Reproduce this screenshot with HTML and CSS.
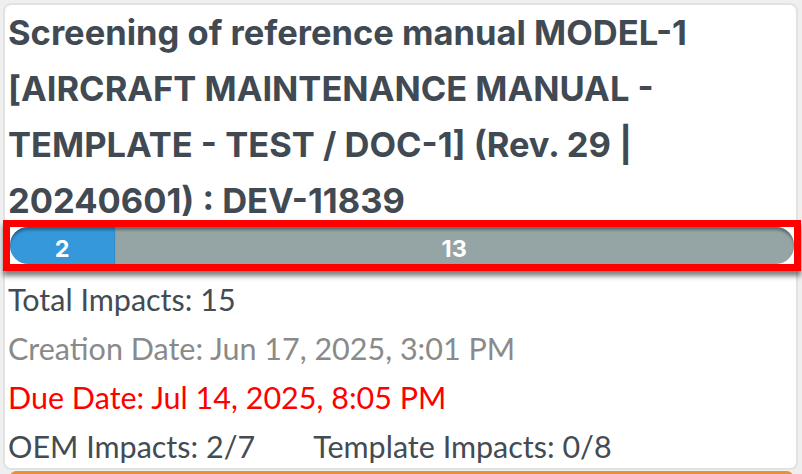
FILE: index.html
```html
<!DOCTYPE html>
<html lang="en">
<head>
<meta charset="utf-8">
<title>Screening card</title>
<link rel="stylesheet" href="styles.css">
</head>
<body>
<div class="card">
  <h2 class="card-title">Screening of reference manual MODEL-1 [AIRCRAFT MAINTENANCE MANUAL - TEMPLATE - TEST / DOC-1] (Rev. 29 | 20240601) : DEV-11839</h2>
  <div class="progress-wrap">
    <div class="progress">
      <div class="bar bar-done" style="width: 13.333%">2</div>
      <div class="bar bar-rest" style="width: 86.667%">13</div>
    </div>
  </div>
  <div class="meta">
    <div class="meta-line total">Total Impacts: 15</div>
    <div class="meta-line created">Creation Date: Jun 17, 2025, 3:01 PM</div>
    <div class="meta-line due">Due Date: Jul 14, 2025, 8:05 PM</div>
    <div class="meta-line counts">
      <span>OEM Impacts: 2/7</span>
      <span>Template Impacts: 0/8</span>
    </div>
  </div>
</div>
<div class="next-card"></div>
</body>
</html>
```
FILE: styles.css
```css
html, body {
  margin: 0;
  padding: 0;
}
body {
  background: #efefef;
  font-family: Lato, "Open Sans", sans-serif;
  width: 802px;
  height: 474px;
  overflow: hidden;
}
.card {
  margin: 3px 4px 0 3px;
  background: #fff;
  border: 2px solid #e2e2e2;
  border-radius: 8px;
  height: 467px;
  box-sizing: border-box;
}
.card-title {
  margin: 0;
  padding: 0 6px 0 3px;
  font-family: Inter, "Open Sans", sans-serif;
  font-size: 34.5px;
  font-weight: 700;
  line-height: 56px;
  color: #414a52;
}
.progress-wrap {
  position: relative;
  margin: -2px 2px 0 5px;
}
.progress-wrap::after {
  content: "";
  position: absolute;
  inset: -7px;
  border: 7px solid #ff0000;
  box-shadow: 0 5px 5px rgba(0, 0, 0, 0.5);
  pointer-events: none;
}
.progress {
  display: flex;
  height: 37px;
  border-radius: 18px;
  background: #d9d9d9;
  overflow: hidden;
  box-shadow: inset 0 4px 4px rgba(0, 0, 0, 0.45);
}
.bar {
  display: flex;
  align-items: center;
  justify-content: center;
  padding-top: 5px;
  box-sizing: border-box;
  color: #fff;
  font-family: Inter, "Open Sans", sans-serif;
  font-weight: 700;
  font-size: 23.5px;
  box-shadow: inset 0 4px 3px -1px rgba(0, 0, 0, 0.35);
}
.bar-done {
  background: #3498db;
  border-radius: 18px 0 0 18px;
}
.bar-rest {
  background: #95a5a6;
  border-radius: 0 18px 18px 0;
}
.meta {
  padding: 11px 0 0 3px;
}
.meta-line {
  font-size: 30.5px;
  line-height: 49px;
  color: #434b53;
}
.created {
  color: #8a8a8a;
}
.due {
  color: #ff0000;
}
.counts {
  display: flex;
  gap: 58px;
}
.next-card {
  margin: 1px 9px 0 10px;
  border-top: 3px solid #e4913a;
  border-radius: 6px 6px 0 0;
  height: 4px;
}
```
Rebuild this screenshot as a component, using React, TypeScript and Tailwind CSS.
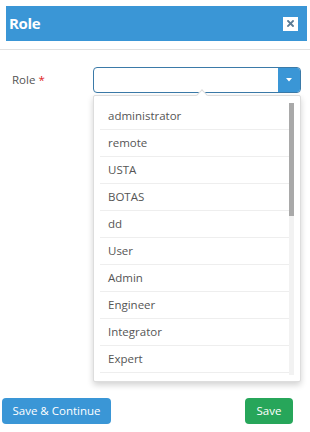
import React from "react";

const items = ["administrator", "remote", "USTA", "BOTAS", "dd", "User", "Admin", "Engineer", "Integrator", "Expert"];

export default function App() {
  return (
    <div className="w-[310px] h-[432px] bg-white relative overflow-hidden" style={{ fontFamily: '"Open Sans", "Noto Sans", sans-serif' }}>
      <div className="pt-[6px] px-[3px] pl-[6px]">
        <div className="h-[35px] bg-[#3a96d6] flex items-center justify-between pl-[3px] pr-[9px]">
          <span className="text-white font-bold text-[15px] tracking-[-0.3px]">Role</span>
          <div className="w-[15px] h-[14px] bg-white flex items-center justify-center">
            <svg width="7" height="7" viewBox="0 0 7 7">
              <path d="M1 1 L6 6 M6 1 L1 6" stroke="#5a7a94" strokeWidth="1.8" strokeLinecap="square" />
            </svg>
          </div>
        </div>
      </div>
      <div className="mt-[8px] h-px bg-[#e2e2e2]" />
      <div className="flex items-center mt-[17px] h-[26px]">
        <div className="w-[93px] pl-[12px] text-[11.5px] text-[#555]">
          Role <span className="text-[#e02222]">*</span>
        </div>
        <div className="w-[208px] h-[26px] border border-[#3b7aa8] rounded-[4px] flex justify-end overflow-hidden">
          <div className="w-[22px] h-full bg-[#3a96d6] flex items-center justify-center">
            <svg width="6" height="4" viewBox="0 0 6 4"><path d="M0 0 L6 0 L3 3.5 Z" fill="white" /></svg>
          </div>
        </div>
      </div>
      <div className="ml-[93px] mt-[2px] w-[208px] h-[287px] bg-white border border-[#ddd] rounded-[2px] shadow-[0_3px_6px_rgba(0,0,0,0.18)] relative pt-[7px] pl-[6px] pr-[6px]">
        <div className="absolute -top-[5px] left-[104px] w-[8px] h-[8px] bg-white border-l border-t border-[#ddd] rotate-45" />
        <div className="flex h-[272px] overflow-hidden">
          <div className="flex-1">
            {items.map((it) => (
              <div key={it} className="h-[27px] border-b border-[#eee] flex items-center pl-[8px] text-[11.5px] text-[#555]">
                {it}
              </div>
            ))}
          </div>
          <div className="w-[5px] h-full bg-[#f2f2f2] flex flex-col">
            <div className="h-[113px] bg-[#a9a9a9]" />
          </div>
        </div>
      </div>
      <div className="flex justify-between mt-[16px] pl-[2px] pr-[17px]">
        <button className="w-[109px] h-[26px] rounded-[4px] bg-[#3a96d6] text-white text-[11.5px]">Save &amp; Continue</button>
        <button className="w-[48px] h-[26px] rounded-[4px] bg-[#27a65a] text-white text-[11.5px]">Save</button>
      </div>
    </div>
  );
}
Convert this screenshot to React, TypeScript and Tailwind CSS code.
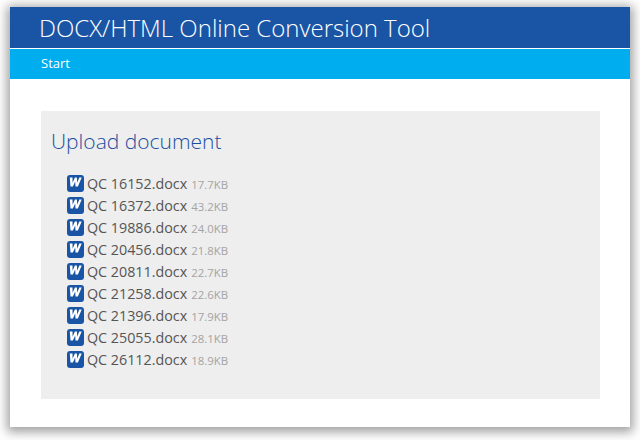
const files = [
  ["QC 16152.docx", "17.7KB"],
  ["QC 16372.docx", "43.2KB"],
  ["QC 19886.docx", "24.0KB"],
  ["QC 20456.docx", "21.8KB"],
  ["QC 20811.docx", "22.7KB"],
  ["QC 21258.docx", "22.6KB"],
  ["QC 21396.docx", "17.9KB"],
  ["QC 25055.docx", "28.1KB"],
  ["QC 26112.docx", "18.9KB"],
];

function WordIcon() {
  return (
    <svg width="17" height="17" viewBox="0 0 17 17" className="shrink-0 -mt-px">
      <rect x="0" y="0" width="17" height="17" rx="3" fill="#1a55a5" />
      <path
        d="M2.8 2.6h2.7l.1 5.2 2.3-5.2h2l.3 5.2 2.1-5.2h2.4l-3.8 9H8.5l-.3-5-2.3 5H3.5z"
        fill="#fff"
      />
    </svg>
  );
}

export default function App() {
  return (
    <div className="w-[640px] h-[440px] bg-white pt-[7px] pl-[10px] overflow-hidden font-['Open_Sans',sans-serif]">
      <div className="w-[620px] h-[420px] bg-white flex flex-col shadow-[0_2px_10px_3px_rgba(0,0,0,0.38)]">
        <div className="h-[41px] bg-[#1a55a5] pl-[29px] flex items-center">
          <span className="text-[24px] leading-[41px] font-light text-white">DOCX/HTML Online Conversion Tool</span>
        </div>
        <div className="h-px bg-white" />
        <div className="h-[30px] bg-[#00aeef] pl-[31px] flex items-center">
          <span className="text-[13px] text-white">Start</span>
        </div>
        <div className="flex-1 pt-[32px] pl-[31px] pr-[30px] pb-[28px]">
          <div className="h-full bg-[#eeeeee] pl-[10px] pt-[16px]">
            <h2 className="text-[21px] leading-[29px] font-light text-[#1a4fa0]">Upload document</h2>
            <ul className="mt-[17px] pl-[16px] flex flex-col">
              {files.map(([name, size]) => (
                <li key={name} className="h-[22px] flex items-center gap-[3px]">
                  <WordIcon />
                  <span className="text-[14.3px] leading-[22px] text-[#555555]">{name}</span>
                  <span className="text-[11.4px] leading-[22px] text-[#a4a4a4] mt-px ml-px">{size}</span>
                </li>
              ))}
            </ul>
          </div>
        </div>
      </div>
    </div>
  );
}
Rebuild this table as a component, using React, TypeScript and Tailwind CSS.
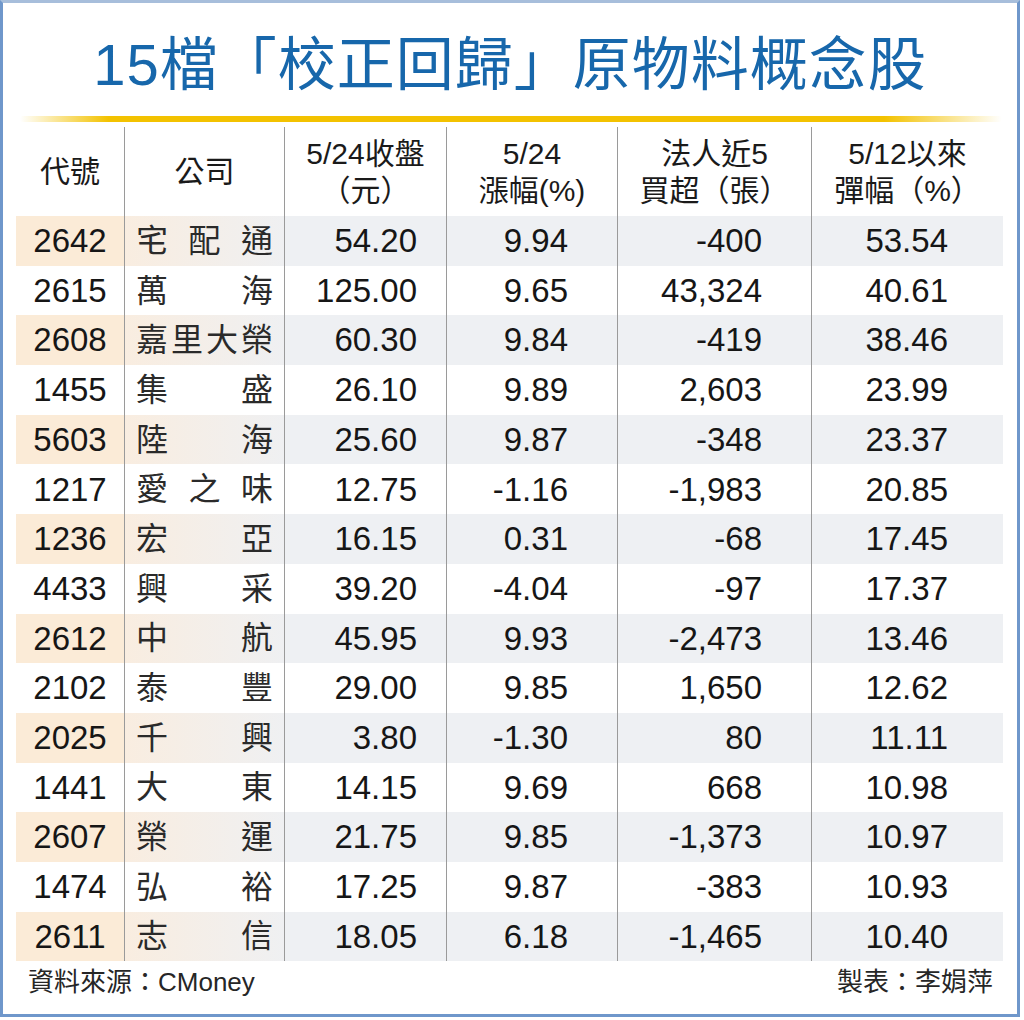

━━━━━━━━━━

→ **Task to carry out**:
Your task is to pick out every line with the string "using" and copy it.

→ **Task answer**:
Rebuild this screenshot as a component, using React, TypeScript and Tailwind CSS.
Rebuild this table as a component, using React, TypeScript and Tailwind CSS.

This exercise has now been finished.